What about employers who already had an ergonomics program?
If you had a program in existence before November 2000, which was when the standard was published, then you’d possibly be allowed to grandfather it by doing a review of it and setting a timetable to make any necessary changes–but that had to be done by January 16, 2001.
And if you missed that deadline?
Wait and see. It may not be too late to grandfather your program with this new administration. There was a request already made of the Clinton administration to extend the date; it was denied in late December. But a new administration may reopen this. That means you’re going to have to look at your program closely to see if it can meet the grandfathering. The advantage of that is you may not have to put into effect the entire OSHA ergonomics program. You may be able to use yours.
And in the meantime, what should employers do?

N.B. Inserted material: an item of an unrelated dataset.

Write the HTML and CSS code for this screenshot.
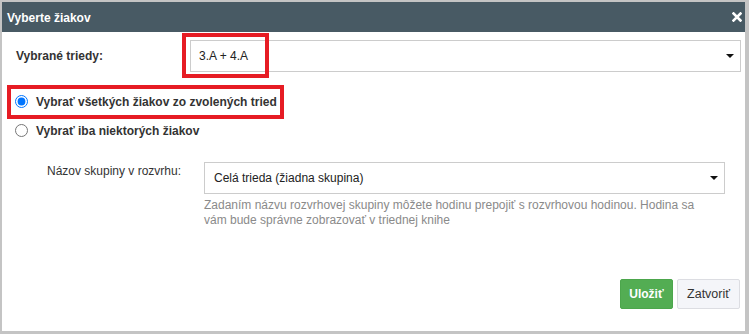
FILE: index.html
```html
<!DOCTYPE html>
<html lang="sk">
<head>
<meta charset="utf-8">
<title>Vyberte žiakov</title>
<link rel="stylesheet" href="styles.css">
</head>
<body>
<div class="modal">
  <div class="modal-header">
    <span class="modal-title">Vyberte žiakov</span>
    <svg class="close" width="10" height="10" viewBox="0 0 10 10" aria-hidden="true">
      <path d="M1.5 1.5 L8.5 8.5 M8.5 1.5 L1.5 8.5" stroke="#fff" stroke-width="2.6" stroke-linecap="square"/>
    </svg>
  </div>
  <div class="modal-body">
    <div class="row-classes">
      <label class="lbl-bold">Vybrané triedy:</label>
      <div class="select sel-classes">
        <span>3.A + 4.A</span>
        <span class="caret"></span>
      </div>
    </div>
    <div class="radios">
      <label class="radio"><input type="radio" name="mode" checked><span class="lbl-bold">Vybrať všetkých žiakov zo zvolených tried</span></label>
      <label class="radio"><input type="radio" name="mode"><span class="lbl-bold">Vybrať iba niektorých žiakov</span></label>
    </div>
    <div class="group-row">
      <label class="group-label">Názov skupiny v rozvrhu:</label>
      <div class="group-field">
        <div class="select sel-group">
          <span>Celá trieda (žiadna skupina)</span>
          <span class="caret"></span>
        </div>
        <p class="help">Zadaním názvu rozvrhovej skupiny môžete hodinu prepojiť s rozvrhovou hodinou. Hodina sa vám bude správne zobrazovať v triednej knihe</p>
      </div>
    </div>
  </div>
  <div class="modal-footer">
    <button class="btn btn-save">Uložiť</button>
    <button class="btn btn-close">Zatvoriť</button>
  </div>
  <div class="mark mark-select"></div>
  <div class="mark mark-radio"></div>
</div>
</body>
</html>
```
FILE: styles.css
```css
* { box-sizing: border-box; }
html, body { margin: 0; padding: 0; }
body {
  width: 749px;
  height: 334px;
  background: #c4c4c4;
  font-family: "Liberation Sans", Arial, sans-serif;
  font-size: 12px;
  color: #333;
  overflow: hidden;
}
.modal {
  position: relative;
  margin: 2px 4px 3px 2px;
  height: 329px;
  background: #fff;
  display: flex;
  flex-direction: column;
}
.modal-header {
  height: 30px;
  background: #485a64;
  display: flex;
  align-items: center;
  justify-content: space-between;
  padding: 0 3px 0 5px;
  color: #fff;
}
.modal-title {
  font-weight: bold;
  font-size: 12px;
  margin-top: 1px;
}
.close { display: block; margin-top: -1px; }
.modal-body {
  padding: 8px 4px 0 14px;
}
.row-classes {
  display: flex;
  align-items: center;
}
.lbl-bold { font-weight: bold; }
.row-classes > label {
  width: 174px;
  flex: none;
}
.select {
  height: 32px;
  border: 1px solid #ccc;
  display: flex;
  align-items: center;
  justify-content: space-between;
  color: #222;
  background: #fff;
}
.sel-classes {
  flex: 1;
  padding: 0 6px 0 8px;
}
.sel-group {
  padding: 0 6px 0 9px;
}
.caret {
  width: 0;
  height: 0;
  border-left: 4px solid transparent;
  border-right: 4px solid transparent;
  border-top: 4px solid #111;
}
.radios {
  margin-top: 15px;
  margin-left: -1px;
}
.radio {
  display: flex;
  align-items: center;
  height: 29px;
}
.radio input {
  margin: 0 8px 0 0;
  width: 13px;
  height: 13px;
  accent-color: #0075ff;
}
.group-row {
  display: flex;
  margin-top: 17px;
  padding-left: 31px;
  padding-right: 16px;
}
.group-label {
  width: 157px;
  flex: none;
  line-height: 18px;
  color: #333;
}
.group-field { flex: 1; }
.help {
  margin: 4px 0 0;
  padding-right: 20px;
  line-height: 15px;
  color: #8a8a8a;
}
.modal-footer {
  margin-top: auto;
  display: flex;
  justify-content: flex-end;
  gap: 4px;
  padding: 0 5px 22px 0;
}
.btn {
  height: 30px;
  font-family: "Liberation Sans", Arial, sans-serif;
  font-size: 12px;
  border-radius: 2px;
  padding: 0;
  cursor: pointer;
}
.btn-save {
  background: #53ad53;
  border: 1px solid #4ca64c;
  color: #fff;
  font-weight: bold;
  width: 53px;
}
.btn-close {
  background: #f4f5f9;
  border: 1px solid #dcdde2;
  color: #333;
  width: 63px;
  font-size: 12.5px;
}
.mark {
  position: absolute;
  border: 4px solid #e61c24;
  pointer-events: none;
}
.mark-select {
  left: 180px;
  top: 31px;
  width: 87px;
  height: 45px;
}
.mark-radio {
  left: 5px;
  top: 83px;
  width: 277px;
  height: 34px;
}
```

Look at your injury, illness, and disability records now. You’re going to have to be up and running on October 15, which means you can’t start getting prepared on October 14. Because when you get that first report of an MSD, you only have seven days after that to determine if you need to take further action. Plus you may want to take action before October 15 if you find a rash of ergonomic hazards. The National Academy of Sciences, through its National Research Council and Institute of Medicine, recently reported that there are over 1 million ergonomic work-related repetitive-stress injuries a year, accounting for an estimated $50 billion a year in compensation costs, lost wages, and lost productivity. So it may make good business sense to get moving before the October deadline.